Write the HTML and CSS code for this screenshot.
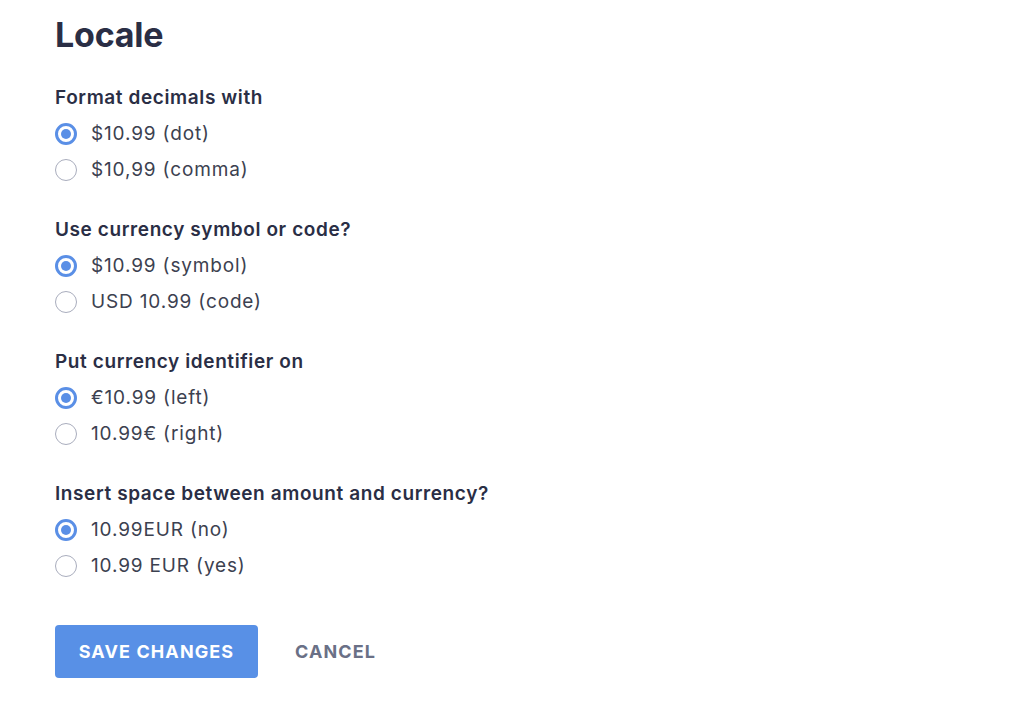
FILE: index.html
```html
<!DOCTYPE html>
<html>
<head>
<meta charset="utf-8">
<link rel="stylesheet" href="styles.css">
</head>
<body>
<div class="page">
  <h1 class="title">Locale</h1>
  <div class="group">
    <div class="label">Format decimals with</div>
    <label class="option"><span class="radio checked"></span>$10.99 (dot)</label>
    <label class="option"><span class="radio"></span>$10,99 (comma)</label>
  </div>
  <div class="group">
    <div class="label">Use currency symbol or code?</div>
    <label class="option"><span class="radio checked"></span>$10.99 (symbol)</label>
    <label class="option"><span class="radio"></span>USD 10.99 (code)</label>
  </div>
  <div class="group">
    <div class="label">Put currency identifier on</div>
    <label class="option"><span class="radio checked"></span>€10.99 (left)</label>
    <label class="option"><span class="radio"></span>10.99€ (right)</label>
  </div>
  <div class="group">
    <div class="label">Insert space between amount and currency?</div>
    <label class="option"><span class="radio checked"></span>10.99EUR (no)</label>
    <label class="option"><span class="radio"></span>10.99 EUR (yes)</label>
  </div>
  <div class="actions">
    <button class="btn-primary">SAVE CHANGES</button>
    <button class="btn-link">CANCEL</button>
  </div>
</div>
</body>
</html>
```
FILE: styles.css
```css
html, body {
  margin: 0;
  padding: 0;
  background: #ffffff;
}
body {
  font-family: Inter, "Noto Sans", sans-serif;
  color: #3c4150;
}
.page {
  padding: 13px 0 0 55px;
}
.title {
  margin: 0;
  font-size: 34px;
  font-weight: 700;
  color: #2a2e45;
  line-height: 44px;
  letter-spacing: -0.2px;
}
.group {
  display: flex;
  flex-direction: column;
  margin-top: 23px;
}
.group + .group {
  margin-top: 24px;
}
.label {
  font-size: 19px;
  font-weight: 600;
  color: #2a2e45;
  line-height: 36px;
  letter-spacing: 0.6px;
}
.option {
  display: flex;
  align-items: center;
  gap: 14px;
  font-size: 19px;
  line-height: 36px;
  color: #3c4150;
  letter-spacing: 0.85px;
}
.radio {
  width: 22px;
  height: 22px;
  box-sizing: border-box;
  border-radius: 50%;
  border: 1px solid #a9adbd;
  background: #fff;
  position: relative;
  flex: none;
}
.radio.checked {
  border: 3px solid #5a8fe6;
}
.radio.checked::after {
  content: "";
  position: absolute;
  left: 3px;
  top: 3px;
  width: 10px;
  height: 10px;
  border-radius: 50%;
  background: #5a8fe6;
}
.actions {
  display: flex;
  align-items: center;
  gap: 17px;
  margin-top: 41px;
}
.btn-primary {
  font-family: inherit;
  background: #5890e6;
  color: #fff;
  border: none;
  border-radius: 4px;
  height: 53px;
  width: 203px;
  font-size: 18px;
  font-weight: 700;
  letter-spacing: 1.1px;
  padding: 0;
}
.btn-link {
  font-family: inherit;
  background: none;
  border: none;
  color: #6a7086;
  font-size: 18px;
  font-weight: 700;
  letter-spacing: 1.1px;
  padding: 0 20px;
  height: 53px;
}
```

####################

Copy all the lines of data exactly as they appear, dropping any images.

RESULT FOR THIS EXERCISE:
Write the HTML and CSS code for this screenshot.
FILE: index.html
```html
<!DOCTYPE html>
<html>
<head>
<meta charset="utf-8">
<link rel="stylesheet" href="styles.css">
</head>
<body>
<div class="page">
  <h1 class="title">Locale</h1>
  <div class="group">
    <div class="label">Format decimals with</div>
    <label class="option"><span class="radio checked"></span>$10.99 (dot)</label>
    <label class="option"><span class="radio"></span>$10,99 (comma)</label>
  </div>
  <div class="group">
    <div class="label">Use currency symbol or code?</div>
    <label class="option"><span class="radio checked"></span>$10.99 (symbol)</label>
    <label class="option"><span class="radio"></span>USD 10.99 (code)</label>
  </div>
  <div class="group">
    <div class="label">Put currency identifier on</div>
    <label class="option"><span class="radio checked"></span>€10.99 (left)</label>
    <label class="option"><span class="radio"></span>10.99€ (right)</label>
  </div>
  <div class="group">
    <div class="label">Insert space between amount and currency?</div>
    <label class="option"><span class="radio checked"></span>10.99EUR (no)</label>
    <label class="option"><span class="radio"></span>10.99 EUR (yes)</label>
  </div>
  <div class="actions">
    <button class="btn-primary">SAVE CHANGES</button>
    <button class="btn-link">CANCEL</button>
  </div>
</div>
</body>
</html>
```
FILE: styles.css
```css
html, body {
  margin: 0;
  padding: 0;
  background: #ffffff;
}
body {
  font-family: Inter, "Noto Sans", sans-serif;
  color: #3c4150;
}
.page {
  padding: 13px 0 0 55px;
}
.title {
  margin: 0;
  font-size: 34px;
  font-weight: 700;
  color: #2a2e45;
  line-height: 44px;
  letter-spacing: -0.2px;
}
.group {
  display: flex;
  flex-direction: column;
  margin-top: 23px;
}
.group + .group {
  margin-top: 24px;
}
.label {
  font-size: 19px;
  font-weight: 600;
  color: #2a2e45;
  line-height: 36px;
  letter-spacing: 0.6px;
}
.option {
  display: flex;
  align-items: center;
  gap: 14px;
  font-size: 19px;
  line-height: 36px;
  color: #3c4150;
  letter-spacing: 0.85px;
}
.radio {
  width: 22px;
  height: 22px;
  box-sizing: border-box;
  border-radius: 50%;
  border: 1px solid #a9adbd;
  background: #fff;
  position: relative;
  flex: none;
}
.radio.checked {
  border: 3px solid #5a8fe6;
}
.radio.checked::after {
  content: "";
  position: absolute;
  left: 3px;
  top: 3px;
  width: 10px;
  height: 10px;
  border-radius: 50%;
  background: #5a8fe6;
}
.actions {
  display: flex;
  align-items: center;
  gap: 17px;
  margin-top: 41px;
}
.btn-primary {
  font-family: inherit;
  background: #5890e6;
  color: #fff;
  border: none;
  border-radius: 4px;
  height: 53px;
  width: 203px;
  font-size: 18px;
  font-weight: 700;
  letter-spacing: 1.1px;
  padding: 0;
}
.btn-link {
  font-family: inherit;
  background: none;
  border: none;
  color: #6a7086;
  font-size: 18px;
  font-weight: 700;
  letter-spacing: 1.1px;
  padding: 0 20px;
  height: 53px;
}
```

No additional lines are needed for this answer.